## Data section
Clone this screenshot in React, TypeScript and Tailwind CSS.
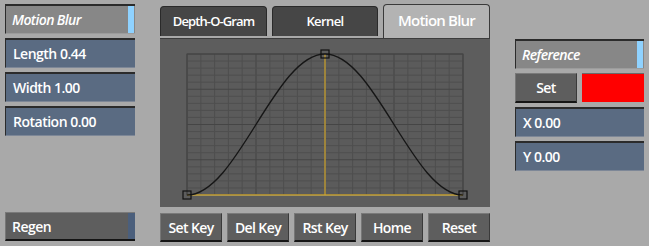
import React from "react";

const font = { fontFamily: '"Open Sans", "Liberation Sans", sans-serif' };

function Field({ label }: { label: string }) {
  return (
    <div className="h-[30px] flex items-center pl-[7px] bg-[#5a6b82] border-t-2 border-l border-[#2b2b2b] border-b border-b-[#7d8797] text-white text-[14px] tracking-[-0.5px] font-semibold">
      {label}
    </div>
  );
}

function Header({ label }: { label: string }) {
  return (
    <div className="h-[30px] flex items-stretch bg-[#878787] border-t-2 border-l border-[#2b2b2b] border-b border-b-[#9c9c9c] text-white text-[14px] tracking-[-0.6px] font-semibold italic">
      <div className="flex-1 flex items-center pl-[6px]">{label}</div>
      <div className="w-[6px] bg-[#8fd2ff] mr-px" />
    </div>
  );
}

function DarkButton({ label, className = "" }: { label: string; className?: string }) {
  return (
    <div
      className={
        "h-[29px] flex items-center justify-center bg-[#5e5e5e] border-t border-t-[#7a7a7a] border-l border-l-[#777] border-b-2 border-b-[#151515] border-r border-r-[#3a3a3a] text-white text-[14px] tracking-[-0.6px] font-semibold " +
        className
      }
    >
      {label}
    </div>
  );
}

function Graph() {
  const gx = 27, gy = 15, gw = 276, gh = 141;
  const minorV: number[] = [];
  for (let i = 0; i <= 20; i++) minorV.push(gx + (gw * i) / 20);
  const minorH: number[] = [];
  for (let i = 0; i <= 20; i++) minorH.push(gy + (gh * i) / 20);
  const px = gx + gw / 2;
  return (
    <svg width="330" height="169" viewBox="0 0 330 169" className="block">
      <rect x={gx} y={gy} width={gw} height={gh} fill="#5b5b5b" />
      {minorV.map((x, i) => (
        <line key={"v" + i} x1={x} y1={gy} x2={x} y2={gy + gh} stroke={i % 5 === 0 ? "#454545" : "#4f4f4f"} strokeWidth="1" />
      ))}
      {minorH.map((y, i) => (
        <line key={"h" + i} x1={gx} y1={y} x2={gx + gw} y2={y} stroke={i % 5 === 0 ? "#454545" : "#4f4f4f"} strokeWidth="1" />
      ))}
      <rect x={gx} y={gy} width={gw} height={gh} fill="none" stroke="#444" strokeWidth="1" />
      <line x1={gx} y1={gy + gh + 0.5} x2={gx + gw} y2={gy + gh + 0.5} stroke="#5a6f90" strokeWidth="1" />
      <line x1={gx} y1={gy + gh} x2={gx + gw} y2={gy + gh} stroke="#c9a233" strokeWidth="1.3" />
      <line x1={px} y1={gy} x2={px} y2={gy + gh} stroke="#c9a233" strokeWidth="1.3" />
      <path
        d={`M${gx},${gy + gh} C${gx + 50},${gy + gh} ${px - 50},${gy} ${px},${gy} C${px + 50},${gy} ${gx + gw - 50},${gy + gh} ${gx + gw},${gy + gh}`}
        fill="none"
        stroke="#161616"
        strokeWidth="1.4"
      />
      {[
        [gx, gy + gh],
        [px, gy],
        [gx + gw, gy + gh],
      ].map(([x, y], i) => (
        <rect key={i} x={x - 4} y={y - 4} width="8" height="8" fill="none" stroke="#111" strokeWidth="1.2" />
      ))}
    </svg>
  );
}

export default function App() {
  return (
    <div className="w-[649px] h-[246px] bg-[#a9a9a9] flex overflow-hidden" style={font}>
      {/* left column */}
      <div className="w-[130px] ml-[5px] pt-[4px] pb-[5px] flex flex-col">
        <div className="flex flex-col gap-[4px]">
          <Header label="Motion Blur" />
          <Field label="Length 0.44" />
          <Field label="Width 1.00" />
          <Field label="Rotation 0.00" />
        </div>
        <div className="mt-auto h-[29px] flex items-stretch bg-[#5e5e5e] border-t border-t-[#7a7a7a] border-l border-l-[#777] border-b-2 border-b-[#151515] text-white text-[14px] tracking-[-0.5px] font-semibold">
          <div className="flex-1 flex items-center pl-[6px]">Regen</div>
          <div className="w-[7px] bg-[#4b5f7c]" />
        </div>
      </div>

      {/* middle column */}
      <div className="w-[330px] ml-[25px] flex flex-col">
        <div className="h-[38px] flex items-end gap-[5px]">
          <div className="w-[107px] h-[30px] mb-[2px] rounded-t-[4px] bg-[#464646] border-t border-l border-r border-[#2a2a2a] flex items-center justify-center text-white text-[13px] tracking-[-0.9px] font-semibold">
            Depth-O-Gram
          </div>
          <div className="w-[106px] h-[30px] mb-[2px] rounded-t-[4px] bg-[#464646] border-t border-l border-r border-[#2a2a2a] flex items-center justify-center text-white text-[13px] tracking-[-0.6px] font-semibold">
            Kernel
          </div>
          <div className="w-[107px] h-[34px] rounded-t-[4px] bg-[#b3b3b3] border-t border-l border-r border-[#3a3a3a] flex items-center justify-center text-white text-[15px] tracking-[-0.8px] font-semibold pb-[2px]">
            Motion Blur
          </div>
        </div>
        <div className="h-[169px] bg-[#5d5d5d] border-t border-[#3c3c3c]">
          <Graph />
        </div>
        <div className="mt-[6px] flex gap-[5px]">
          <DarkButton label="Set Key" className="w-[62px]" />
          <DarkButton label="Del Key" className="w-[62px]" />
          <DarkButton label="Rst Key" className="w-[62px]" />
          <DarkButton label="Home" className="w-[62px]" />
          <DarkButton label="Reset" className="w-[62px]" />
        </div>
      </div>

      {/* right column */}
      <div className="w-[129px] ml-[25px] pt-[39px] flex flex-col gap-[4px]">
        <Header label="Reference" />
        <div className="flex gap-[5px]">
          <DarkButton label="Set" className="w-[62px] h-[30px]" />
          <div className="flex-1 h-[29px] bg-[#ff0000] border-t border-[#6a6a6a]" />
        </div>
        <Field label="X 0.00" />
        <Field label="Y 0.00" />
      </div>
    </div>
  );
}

## Problem
Repeat the material verbatim. Do not carry over any picture.

## Correct answer
Clone this screenshot in React, TypeScript and Tailwind CSS.
import React from "react";

const font = { fontFamily: '"Open Sans", "Liberation Sans", sans-serif' };

function Field({ label }: { label: string }) {
  return (
    <div className="h-[30px] flex items-center pl-[7px] bg-[#5a6b82] border-t-2 border-l border-[#2b2b2b] border-b border-b-[#7d8797] text-white text-[14px] tracking-[-0.5px] font-semibold">
      {label}
    </div>
  );
}

function Header({ label }: { label: string }) {
  return (
    <div className="h-[30px] flex items-stretch bg-[#878787] border-t-2 border-l border-[#2b2b2b] border-b border-b-[#9c9c9c] text-white text-[14px] tracking-[-0.6px] font-semibold italic">
      <div className="flex-1 flex items-center pl-[6px]">{label}</div>
      <div className="w-[6px] bg-[#8fd2ff] mr-px" />
    </div>
  );
}

function DarkButton({ label, className = "" }: { label: string; className?: string }) {
  return (
    <div
      className={
        "h-[29px] flex items-center justify-center bg-[#5e5e5e] border-t border-t-[#7a7a7a] border-l border-l-[#777] border-b-2 border-b-[#151515] border-r border-r-[#3a3a3a] text-white text-[14px] tracking-[-0.6px] font-semibold " +
        className
      }
    >
      {label}
    </div>
  );
}

function Graph() {
  const gx = 27, gy = 15, gw = 276, gh = 141;
  const minorV: number[] = [];
  for (let i = 0; i <= 20; i++) minorV.push(gx + (gw * i) / 20);
  const minorH: number[] = [];
  for (let i = 0; i <= 20; i++) minorH.push(gy + (gh * i) / 20);
  const px = gx + gw / 2;
  return (
    <svg width="330" height="169" viewBox="0 0 330 169" className="block">
      <rect x={gx} y={gy} width={gw} height={gh} fill="#5b5b5b" />
      {minorV.map((x, i) => (
        <line key={"v" + i} x1={x} y1={gy} x2={x} y2={gy + gh} stroke={i % 5 === 0 ? "#454545" : "#4f4f4f"} strokeWidth="1" />
      ))}
      {minorH.map((y, i) => (
        <line key={"h" + i} x1={gx} y1={y} x2={gx + gw} y2={y} stroke={i % 5 === 0 ? "#454545" : "#4f4f4f"} strokeWidth="1" />
      ))}
      <rect x={gx} y={gy} width={gw} height={gh} fill="none" stroke="#444" strokeWidth="1" />
      <line x1={gx} y1={gy + gh + 0.5} x2={gx + gw} y2={gy + gh + 0.5} stroke="#5a6f90" strokeWidth="1" />
      <line x1={gx} y1={gy + gh} x2={gx + gw} y2={gy + gh} stroke="#c9a233" strokeWidth="1.3" />
      <line x1={px} y1={gy} x2={px} y2={gy + gh} stroke="#c9a233" strokeWidth="1.3" />
      <path
        d={`M${gx},${gy + gh} C${gx + 50},${gy + gh} ${px - 50},${gy} ${px},${gy} C${px + 50},${gy} ${gx + gw - 50},${gy + gh} ${gx + gw},${gy + gh}`}
        fill="none"
        stroke="#161616"
        strokeWidth="1.4"
      />
      {[
        [gx, gy + gh],
        [px, gy],
        [gx + gw, gy + gh],
      ].map(([x, y], i) => (
        <rect key={i} x={x - 4} y={y - 4} width="8" height="8" fill="none" stroke="#111" strokeWidth="1.2" />
      ))}
    </svg>
  );
}

export default function App() {
  return (
    <div className="w-[649px] h-[246px] bg-[#a9a9a9] flex overflow-hidden" style={font}>
      {/* left column */}
      <div className="w-[130px] ml-[5px] pt-[4px] pb-[5px] flex flex-col">
        <div className="flex flex-col gap-[4px]">
          <Header label="Motion Blur" />
          <Field label="Length 0.44" />
          <Field label="Width 1.00" />
          <Field label="Rotation 0.00" />
        </div>
        <div className="mt-auto h-[29px] flex items-stretch bg-[#5e5e5e] border-t border-t-[#7a7a7a] border-l border-l-[#777] border-b-2 border-b-[#151515] text-white text-[14px] tracking-[-0.5px] font-semibold">
          <div className="flex-1 flex items-center pl-[6px]">Regen</div>
          <div className="w-[7px] bg-[#4b5f7c]" />
        </div>
      </div>

      {/* middle column */}
      <div className="w-[330px] ml-[25px] flex flex-col">
        <div className="h-[38px] flex items-end gap-[5px]">
          <div className="w-[107px] h-[30px] mb-[2px] rounded-t-[4px] bg-[#464646] border-t border-l border-r border-[#2a2a2a] flex items-center justify-center text-white text-[13px] tracking-[-0.9px] font-semibold">
            Depth-O-Gram
          </div>
          <div className="w-[106px] h-[30px] mb-[2px] rounded-t-[4px] bg-[#464646] border-t border-l border-r border-[#2a2a2a] flex items-center justify-center text-white text-[13px] tracking-[-0.6px] font-semibold">
            Kernel
          </div>
          <div className="w-[107px] h-[34px] rounded-t-[4px] bg-[#b3b3b3] border-t border-l border-r border-[#3a3a3a] flex items-center justify-center text-white text-[15px] tracking-[-0.8px] font-semibold pb-[2px]">
            Motion Blur
          </div>
        </div>
        <div className="h-[169px] bg-[#5d5d5d] border-t border-[#3c3c3c]">
          <Graph />
        </div>
        <div className="mt-[6px] flex gap-[5px]">
          <DarkButton label="Set Key" className="w-[62px]" />
          <DarkButton label="Del Key" className="w-[62px]" />
          <DarkButton label="Rst Key" className="w-[62px]" />
          <DarkButton label="Home" className="w-[62px]" />
          <DarkButton label="Reset" className="w-[62px]" />
        </div>
      </div>

      {/* right column */}
      <div className="w-[129px] ml-[25px] pt-[39px] flex flex-col gap-[4px]">
        <Header label="Reference" />
        <div className="flex gap-[5px]">
          <DarkButton label="Set" className="w-[62px] h-[30px]" />
          <div className="flex-1 h-[29px] bg-[#ff0000] border-t border-[#6a6a6a]" />
        </div>
        <Field label="X 0.00" />
        <Field label="Y 0.00" />
      </div>
    </div>
  );
}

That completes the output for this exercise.